When the node 0 memory usage becomes 99% and no more allocation is made, DAMON
will be quiet.  Even if a few more allocations happen, DAMON will work in slow
speed, and hence make only reasonable and healthy amount of noise.

Back to your use case, you could set per-node ideal memory usage of
interleaving as the quota goal.  For example, on the 1:1 ratio interleaving on
2 NUMA nodes, you could use two DAMOS scheme, one aiming 50% node 0 memused,
and other one aiming 50% node 0 memfree.  Once pages are well interleaved, both
schemes will stop working for unnecessary pingponging.

Note that you can one of quota auto-tuning metric that DAMON support is
arbitrary user input.  When this is being used, users can simply feed any value
as current value of the goal metric.  For example, you can use application's
performance metric, memory bandwidth, or whatever.  You could see the
node0-node1 balance from your user-space tool and feed it to DAMON quota
auto-tuning.  Then, DAMON will do more migration when it is imbalanced, and no
more migration when it is well balanced.

Finally, you can change DAMON parameters including schemes while DAMON is
running.  You can add and remove schemes whenever you want, while DAMON keeps
monitoring the access pattern.  Your user-space tool can determine how
aggressive migration is required based on current memory balance and adjust
DAMOS quotas online, or even turns DAMOS schemes off/on on demand.
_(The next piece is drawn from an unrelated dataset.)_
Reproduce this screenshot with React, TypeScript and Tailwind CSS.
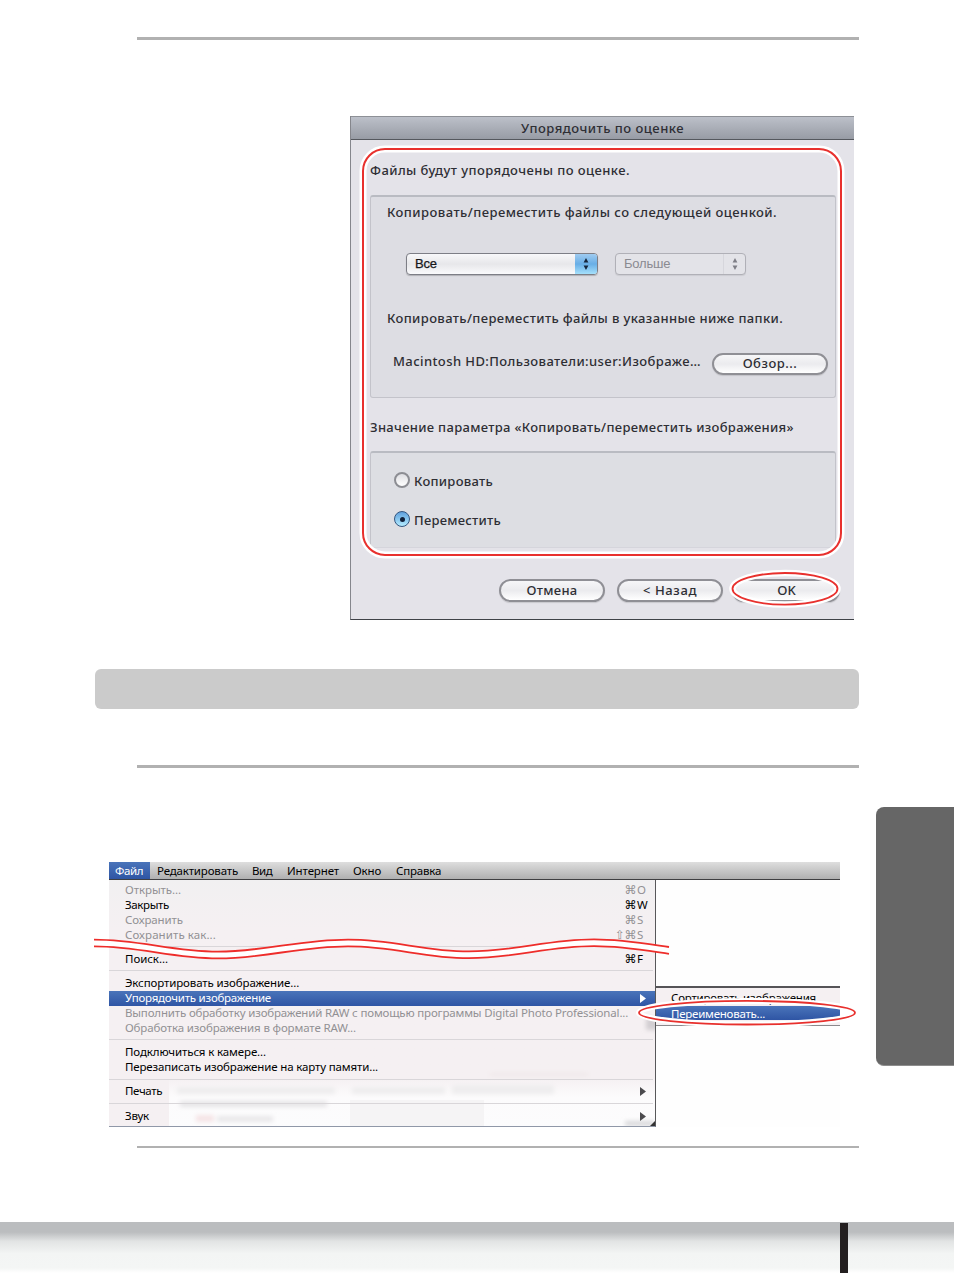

So I think you could avoid the problem using these features.  Does this make
sense to you?

In future, we could add more DAMOS self-feedback metric for this use case.  For
example, the memory usage balance of nodes.  My self-tuning example above was
using two schemes since there is no DAMOS quota goal tuning metric that can
directly be used for your use case.  But I'd say that shouldn't be a blocker of
this work.

> Using the VMA offset to determine where a page
> should be placed avoids this problem because it gives a folio a single
> node it can be in for a given set of interleave weights. This means
> that in steady state, no folios will be migrated.
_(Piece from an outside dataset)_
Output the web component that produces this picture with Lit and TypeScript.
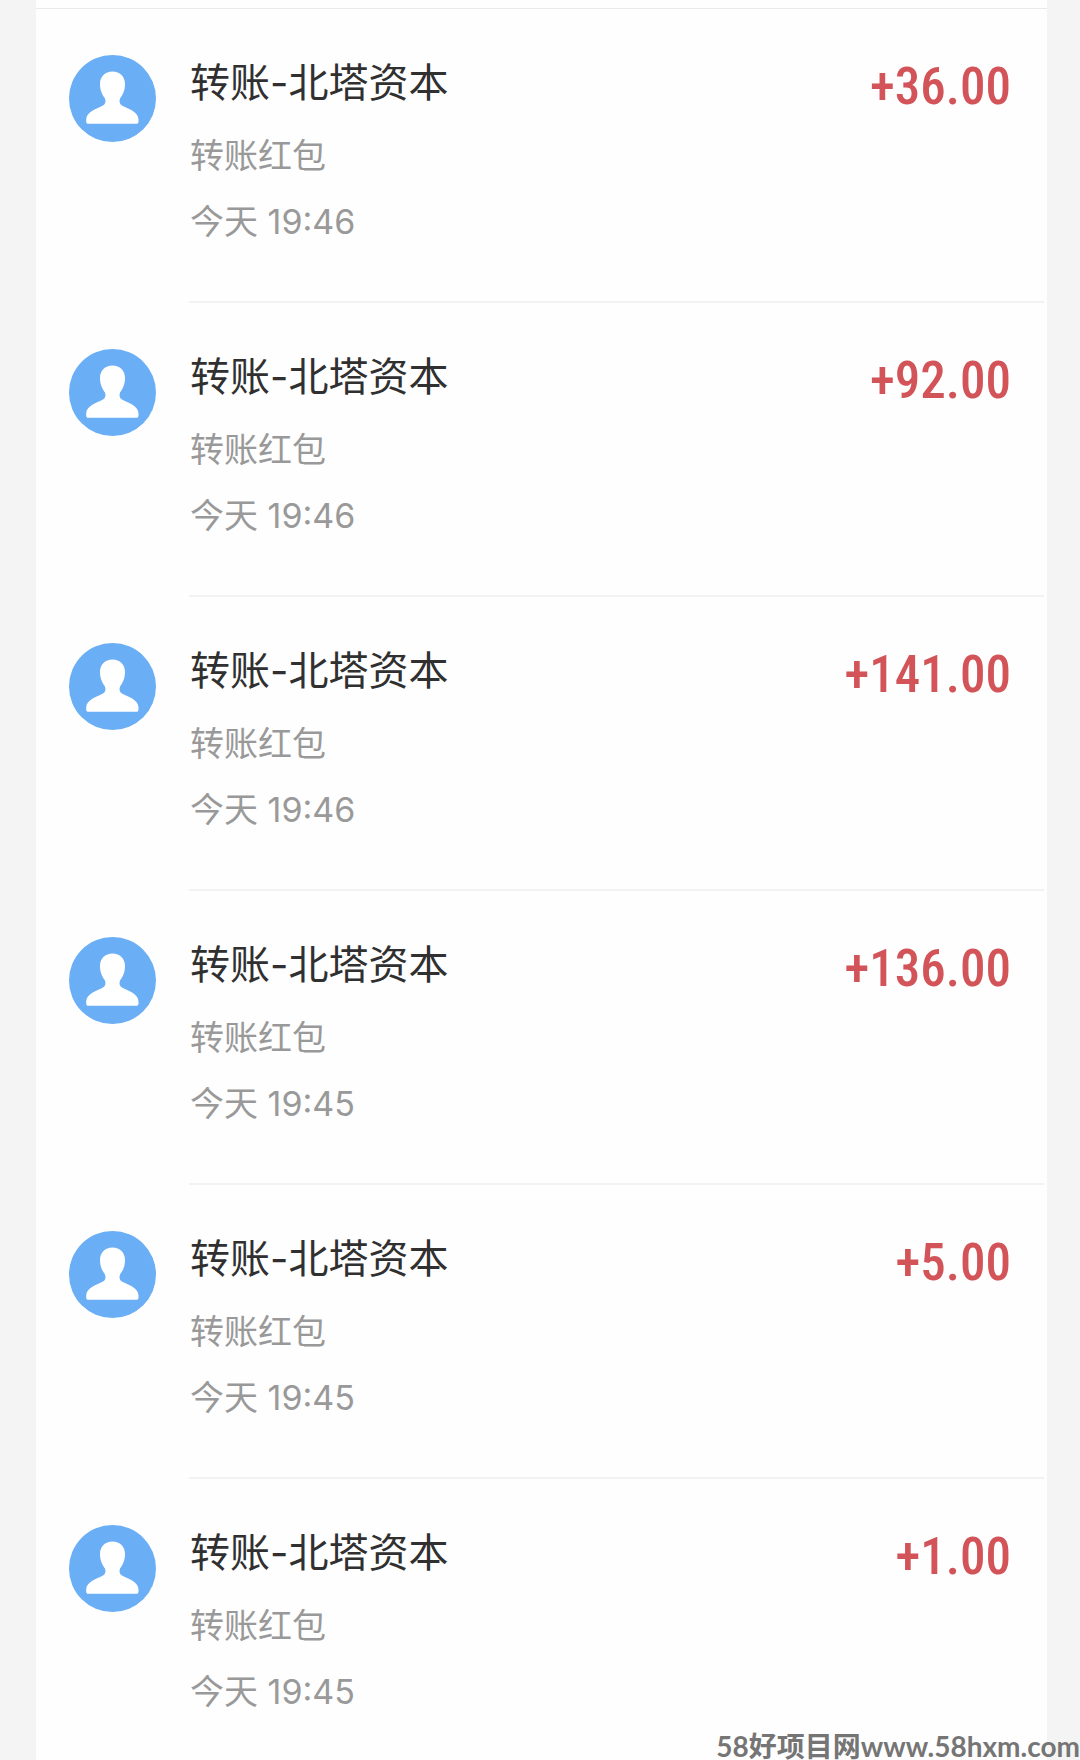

This makes sense for this use case.  But I don't think this makes same sense
for possible other use cases, like memory tiering on systems having multiple
NUMA nodes of same tier.  If you really need this virtual address space based
deterministic behavior, it would make more sense to use virtual address spaces
monitoring (damon-vaddr).

> 
> I see what you're saying about rmap_walks being expensive, but since
> DAMON operates off the critical path for the workload, I don't think
> the cost is that problematic.

You're right.  We try to make DAMON be controllable (min/max_nr_regions or
DAMOS quotas) rather than always fast.  But, we still try to be fast and
invisible when possible.  Since this change is not only for interleaving but
also general multi-nodes migration and we have features that hopefully can
potentially address your concern, I'd like to think again with you.